- [Set exercise] Lines from the one containing "Write a component" to the one containing "import React from", both lines included, are to be extracted exactly from the data below; pictures are excluded.

- [Data for the task]
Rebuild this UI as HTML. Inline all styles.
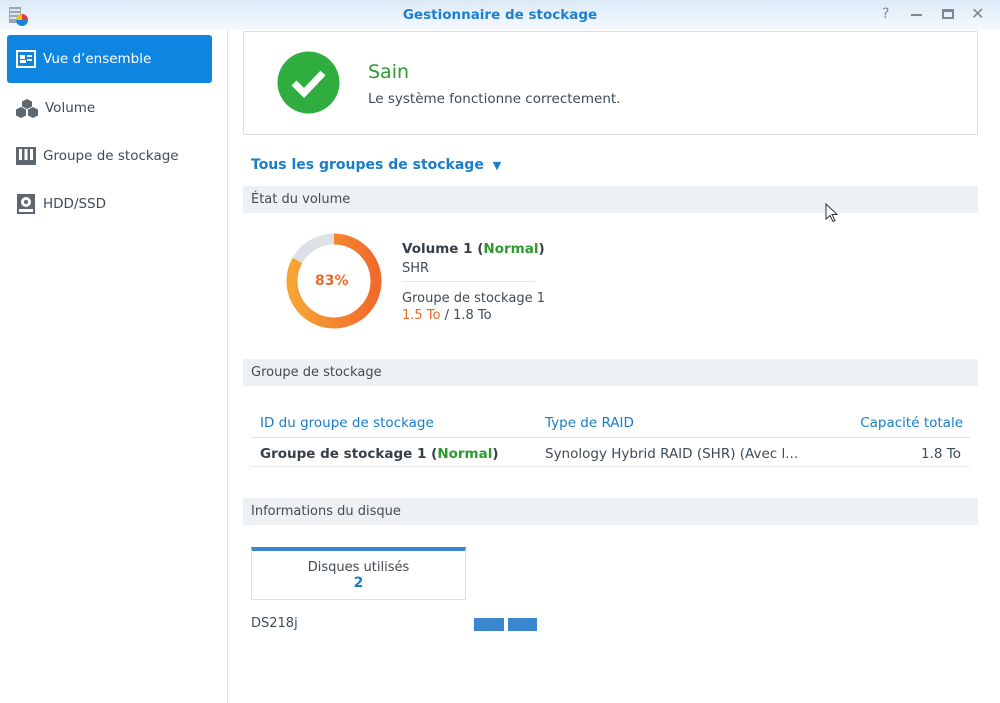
<!DOCTYPE html>
<html><head><meta charset="utf-8"><style>
*{margin:0;padding:0;box-sizing:border-box}
body{width:1000px;height:703px;background:#fff;font-family:"DejaVu Sans","Liberation Sans",sans-serif;font-size:13.5px;color:#414b55;position:relative;overflow:hidden}
.title{position:absolute;left:0;top:0;width:1000px;height:30px;background:linear-gradient(#dceaf7,#f5f9fd);}
.title .t{position:absolute;left:0;width:1000px;top:7px;text-align:center;color:#1f7fcf;font-weight:bold;font-size:13.5px}
.ctl{position:absolute;top:6px;color:#7b8894;font-size:14px}
.side{position:absolute;left:0;top:30px;width:228px;height:673px;border-right:1px solid #dde3e8}
.nav{position:absolute;left:7px;width:205px;height:48px;border-radius:3px;display:flex;align-items:center;padding-left:9px;font-size:13.5px;color:#414b55}
.nav.act{background:#0e86e1;color:#fff}
.nav svg{margin-right:7px}
.abs{position:absolute;white-space:nowrap}
.sec{position:absolute;left:243px;width:735px;height:27px;background:#eef1f4;padding:6px 8px;font-size:13px;color:#414b55}
</style></head><body>
<div class="title">
<svg class="abs" style="left:8px;top:5px" width="22" height="22" viewBox="0 0 22 22"><rect x="1" y="2" width="12" height="16" fill="#9aa7b8"/><rect x="2" y="4" width="10" height="2" fill="#dfe6ee"/><rect x="2" y="8" width="10" height="2" fill="#dfe6ee"/><rect x="2" y="12" width="10" height="2" fill="#dfe6ee"/><circle cx="14" cy="15" r="6" fill="#1e82d8"/><path d="M14 15 L14 9 A6 6 0 0 1 20 15 Z" fill="#e83d3d"/><path d="M14 15 L8 15 A6 6 0 0 1 14 9Z" fill="#f4c21d"/></svg>
<div class="t">Gestionnaire de stockage</div>
<div class="ctl" style="left:882px">?</div>
<div class="abs" style="left:911px;top:14px;width:11px;height:2px;background:#7b8894"></div>
<div class="abs" style="left:942px;top:9px;width:12px;height:10px;border:2px solid #7b8894;border-top-width:3px"></div>
<div class="ctl" style="left:971px;top:4px;font-size:16px">✕</div>
</div>
<div class="side">
<div class="nav act" style="top:5px"><svg width="20" height="18" viewBox="0 0 20 18"><rect x="1" y="1" width="18" height="16" fill="none" stroke="#fff" stroke-width="2"/><rect x="4" y="5" width="5" height="4" fill="#fff"/><rect x="4" y="10" width="6" height="3" fill="#fff"/><rect x="11" y="5" width="5" height="2" fill="#fff"/><rect x="11" y="9" width="5" height="2" fill="#fff"/></svg>Vue d’ensemble</div>
<div class="nav" style="top:54px"><svg width="22" height="20" viewBox="0 0 22 20"><path d="M11 1l5 2.5v5l-5 2.5-5-2.5v-5z M5 9l5 2.5v6L5 20 0 17.5v-6z M17 9l5 2.5v6L17 20l-5-2.5v-6z" fill="#5e6770"/></svg>Volume</div>
<div class="nav" style="top:102px"><svg width="20" height="18" viewBox="0 0 20 18"><rect x="0" y="0" width="20" height="18" fill="#5e6770"/><rect x="3" y="2" width="3" height="11" fill="#fff"/><rect x="8.5" y="2" width="3" height="11" fill="#fff"/><rect x="14" y="2" width="3" height="11" fill="#fff"/></svg>Groupe de stockage</div>
<div class="nav" style="top:150px"><svg width="20" height="20" viewBox="0 0 20 20"><rect x="1" y="0" width="18" height="20" fill="#5e6770"/><circle cx="10" cy="8" r="5" fill="#fff"/><circle cx="10" cy="8" r="2" fill="#5e6770"/><rect x="3" y="15" width="14" height="3" fill="#fff"/></svg>HDD/SSD</div>
</div>
<div class="abs" style="left:243px;top:31px;width:735px;height:104px;border:1px solid #d9dee3;border-radius:2px"></div>
<svg class="abs" style="left:277px;top:51px" width="63" height="63" viewBox="0 0 63 63"><circle cx="31.5" cy="31.5" r="31" fill="#2fae3f"/><path d="M17 32l10 10 19-20" fill="none" stroke="#fff" stroke-width="7"/></svg>
<div class="abs" style="left:368px;top:61px;font-size:19px;color:#2a9d2e">Sain</div>
<div class="abs" style="left:368px;top:91px;font-size:13.5px;color:#414b55">Le système fonctionne correctement.</div>
<div class="abs" style="left:251px;top:157px;font-size:14px;font-weight:bold;color:#1a7dc9">Tous les groupes de stockage <span style="font-size:11px;margin-left:4px">&#9660;</span></div>
<div class="sec" style="top:186px">État du volume</div>
<svg class="abs" style="left:286px;top:233px" width="96" height="96" viewBox="0 0 96 96"><defs><linearGradient id="g" x1="0" y1="0" x2="0" y2="1"><stop offset="0" stop-color="#f7a435"/><stop offset="1" stop-color="#f26a2a"/></linearGradient></defs><circle cx="48" cy="48" r="42" fill="none" stroke="#dde1e6" stroke-width="11"/><circle cx="48" cy="48" r="42" fill="none" stroke="url(#g)" stroke-width="11" stroke-dasharray="219 264" transform="rotate(-90 48 48)"/></svg>
<div class="abs" style="left:315px;top:273px;font-size:14px;font-weight:bold;color:#ea6a2c">83%</div>
<div class="abs" style="left:402px;top:241px;font-weight:bold;font-size:13.5px;color:#36404a">Volume 1 (<span style="color:#2a9d2e">Normal</span>)</div>
<div class="abs" style="left:402px;top:261px;font-size:13px">SHR</div>
<div class="abs" style="left:402px;top:281px;width:133px;height:1px;background:#e3e7ea"></div>
<div class="abs" style="left:402px;top:291px;font-size:13px">Groupe de stockage 1</div>
<div class="abs" style="left:402px;top:308px;font-size:13px"><span style="color:#ea6a2c">1.5 To</span> / 1.8 To</div>
<div class="sec" style="top:359px">Groupe de stockage</div>
<div class="abs" style="left:260px;top:415px;color:#1a7dc9">ID du groupe de stockage</div>
<div class="abs" style="left:545px;top:415px;color:#1a7dc9">Type de RAID</div>
<div class="abs" style="right:37px;top:415px;color:#1a7dc9">Capacité totale</div>
<div class="abs" style="left:251px;top:437px;width:719px;height:1px;background:#dfe3e7"></div>
<div class="abs" style="left:260px;top:446px;font-weight:bold;color:#36404a">Groupe de stockage 1 (<span style="color:#2a9d2e">Normal</span>)</div>
<div class="abs" style="left:545px;top:446px">Synology Hybrid RAID (SHR) (Avec l...</div>
<div class="abs" style="right:39px;top:446px">1.8 To</div>
<div class="abs" style="left:251px;top:466px;width:719px;height:1px;background:#e8ebee"></div>
<div class="sec" style="top:498px">Informations du disque</div>
<div class="abs" style="left:251px;top:547px;width:215px;height:53px;border:1px solid #d9dee3;border-top:4px solid #3a86cf;text-align:center;padding-top:9px;font-size:13px">Disques utilisés<div style="font-weight:bold;color:#1a7dc9;font-size:14px">2</div></div>
<div class="abs" style="left:251px;top:616px;font-size:13px">DS218j</div>
<div class="abs" style="left:474px;top:618px;width:30px;height:13px;background:#3a86cf"></div>
<div class="abs" style="left:508px;top:618px;width:29px;height:13px;background:#3a86cf"></div>
<svg class="abs" style="left:825px;top:203px" width="14" height="20" viewBox="0 0 14 20"><path d="M1 1v15l4-3.5 3 6 2-1-3-6h5z" fill="#fff" stroke="#333" stroke-width="1"/></svg>
</body></html>
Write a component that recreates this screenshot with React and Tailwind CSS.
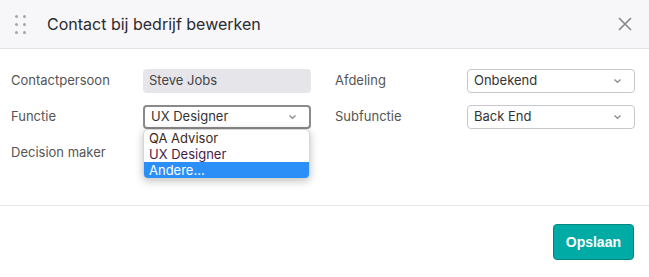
import React from "react";

function Chevron() {
  return (
    <svg width="9" height="6" viewBox="0 0 9 6" className="text-[#8e8e96]">
      <path d="M1.5 1.5 L4.5 4.2 L7.5 1.5" fill="none" stroke="currentColor" strokeWidth="1.4" />
    </svg>
  );
}

function Select({ value, focused }) {
  return (
    <div
      className={
        "flex items-center justify-between h-[24px] w-[168px] pl-[6px] pr-[12px] rounded-[4px] bg-white text-[13px] text-[#333] " +
        (focused ? "border-2 border-[#8a8a8a] pl-[5px]" : "border border-[#c8c8cc]")
      }
    >
      <span>{value}</span>
      <Chevron />
    </div>
  );
}

export default function App() {
  return (
    <div className="w-[649px] h-[277px] bg-white font-['Inter','Noto_Sans',sans-serif] text-[#333] overflow-hidden">
      <div className="flex items-center h-[49px] bg-[#f7f7f9] border-b border-[#e3e3e6] pl-[15px] pr-[16px]">
        <div className="grid grid-cols-2 gap-x-[5px] gap-y-[5px] mr-[21px]">
          {[0, 1, 2, 3, 4, 5].map((i) => (
            <span key={i} className="w-[3px] h-[3px] rounded-full bg-[#a5a5ad]" />
          ))}
        </div>
        <h1 className="text-[16px] text-[#2b2b30] flex-1">Contact bij bedrijf bewerken</h1>
        <svg width="16" height="16" viewBox="0 0 16 16" className="text-[#85858f]">
          <path d="M2 2 L14 14 M14 2 L2 14" stroke="currentColor" strokeWidth="1.6" />
        </svg>
      </div>

      <div className="h-[157px] border-b border-[#e5e5e8] pt-[20px] pl-[11px] text-[13px]">
        <div className="flex h-[24px] items-center">
          <span className="w-[132px] text-[#555]">Contactpersoon</span>
          <div className="flex items-center h-[24px] w-[168px] pl-[6px] rounded-[4px] bg-[#e6e6ea] text-[#444]">
            Steve Jobs
          </div>
          <span className="ml-[24px] w-[132px] text-[#555]">Afdeling</span>
          <Select value="Onbekend" />
        </div>
        <div className="flex h-[24px] items-center mt-[12px]">
          <span className="w-[132px] text-[#555]">Functie</span>
          <div className="relative">
            <Select value="UX Designer" focused />
            <div className="absolute left-0 top-[24px] w-[167px] bg-white rounded-[5px] shadow-[0_2px_8px_rgba(0,0,0,0.25)] border border-[#d6d6d6] overflow-hidden text-[13px] leading-[16px] z-10">
              <div className="pl-[5px] text-[#3b2a16]">QA Advisor</div>
              <div className="pl-[5px] text-[#4a1a48]">UX Designer</div>
              <div className="pl-[5px] bg-[#2b8ff7] text-white">Andere...</div>
            </div>
          </div>
          <span className="ml-[24px] w-[132px] text-[#555]">Subfunctie</span>
          <Select value="Back End" />
        </div>
        <div className="flex h-[24px] items-center mt-[12px]">
          <span className="w-[132px] text-[#555]">Decision maker</span>
        </div>
      </div>

      <div className="flex justify-end pr-[15px] pt-[18px]">
        <button className="h-[36px] px-[12px] rounded-[4px] bg-[#00aaa5] border border-[#00857f] text-white font-bold text-[14px] font-['Liberation_Sans',Arial,sans-serif]">
          Opslaan
        </button>
      </div>
    </div>
  );
}
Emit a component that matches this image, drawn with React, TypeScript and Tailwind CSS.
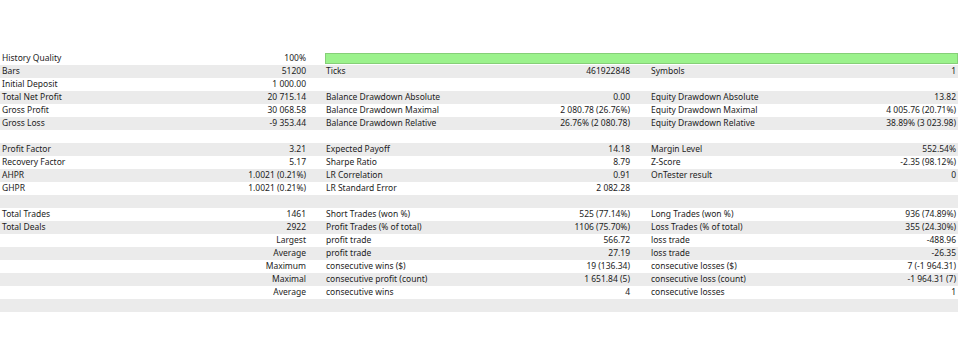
type Cell = { label?: string; value?: string };
type Row = { a?: Cell; b?: Cell; c?: Cell; bar?: boolean };

const rows: Row[] = [
    { a: { label: "History Quality", value: "100%" }, bar: true },
    {
        a: { label: "Bars", value: "51200" },
        b: { label: "Ticks", value: "461922848" },
        c: { label: "Symbols", value: "1" },
    },
    { a: { label: "Initial Deposit", value: "1 000.00" } },
    {
        a: { label: "Total Net Profit", value: "20 715.14" },
        b: { label: "Balance Drawdown Absolute", value: "0.00" },
        c: { label: "Equity Drawdown Absolute", value: "13.82" },
    },
    {
        a: { label: "Gross Profit", value: "30 068.58" },
        b: { label: "Balance Drawdown Maximal", value: "2 080.78 (26.76%)" },
        c: { label: "Equity Drawdown Maximal", value: "4 005.76 (20.71%)" },
    },
    {
        a: { label: "Gross Loss", value: "-9 353.44" },
        b: { label: "Balance Drawdown Relative", value: "26.76% (2 080.78)" },
        c: { label: "Equity Drawdown Relative", value: "38.89% (3 023.98)" },
    },
    {},
    {
        a: { label: "Profit Factor", value: "3.21" },
        b: { label: "Expected Payoff", value: "14.18" },
        c: { label: "Margin Level", value: "552.54%" },
    },
    {
        a: { label: "Recovery Factor", value: "5.17" },
        b: { label: "Sharpe Ratio", value: "8.79" },
        c: { label: "Z-Score", value: "-2.35 (98.12%)" },
    },
    {
        a: { label: "AHPR", value: "1.0021 (0.21%)" },
        b: { label: "LR Correlation", value: "0.91" },
        c: { label: "OnTester result", value: "0" },
    },
    {
        a: { label: "GHPR", value: "1.0021 (0.21%)" },
        b: { label: "LR Standard Error", value: "2 082.28" },
    },
    {},
    {
        a: { label: "Total Trades", value: "1461" },
        b: { label: "Short Trades (won %)", value: "525 (77.14%)" },
        c: { label: "Long Trades (won %)", value: "936 (74.89%)" },
    },
    {
        a: { label: "Total Deals", value: "2922" },
        b: { label: "Profit Trades (% of total)", value: "1106 (75.70%)" },
        c: { label: "Loss Trades (% of total)", value: "355 (24.30%)" },
    },
    {
        a: { value: "Largest" },
        b: { label: "profit trade", value: "566.72" },
        c: { label: "loss trade", value: "-488.96" },
    },
    {
        a: { value: "Average" },
        b: { label: "profit trade", value: "27.19" },
        c: { label: "loss trade", value: "-26.35" },
    },
    {
        a: { value: "Maximum" },
        b: { label: "consecutive wins ($)", value: "19 (136.34)" },
        c: { label: "consecutive losses ($)", value: "7 (-1 964.31)" },
    },
    {
        a: { value: "Maximal" },
        b: { label: "consecutive profit (count)", value: "1 651.84 (5)" },
        c: { label: "consecutive loss (count)", value: "-1 964.31 (7)" },
    },
    {
        a: { value: "Average" },
        b: { label: "consecutive wins", value: "4" },
        c: { label: "consecutive losses", value: "1" },
    },
    {},
];

const Pair = ({ cell, className }: { cell?: Cell; className: string }) => (
    <div className={"flex justify-between " + className}>
        <span>{cell?.label}</span>
        <span>{cell?.value}</span>
    </div>
);

export default function App() {
    return (
        <div
            className="h-[360px] w-[960px] bg-white pt-[52px] text-[8.5px] leading-[12px] text-[#1c1c1c]"
            style={{ fontFamily: '"Noto Sans", "Open Sans", sans-serif' }}
        >
            {rows.map((row, i) => (
                <div
                    key={i}
                    className={
                        "flex h-[13px] w-[958px] " +
                        (i % 2 === 1 ? "bg-[#ebebeb]" : "bg-white")
                    }
                >
                    <Pair cell={row.a} className="w-[325px] pl-[2px] pr-[19px]" />
                    {row.bar ? (
                        <div className="flex flex-1 items-center py-[1px]">
                            <div className="h-[11px] w-full border border-[#86cf78] bg-[#9bf28c]" />
                        </div>
                    ) : (
                        <>
                            <Pair cell={row.b} className="w-[325px] pl-[1px] pr-[20px]" />
                            <Pair cell={row.c} className="flex-1 pl-[1px] pr-[2px]" />
                        </>
                    )}
                </div>
            ))}
        </div>
    );
}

- [Right answer]
Write a component that recreates this screenshot with React and Tailwind CSS.
import React from "react";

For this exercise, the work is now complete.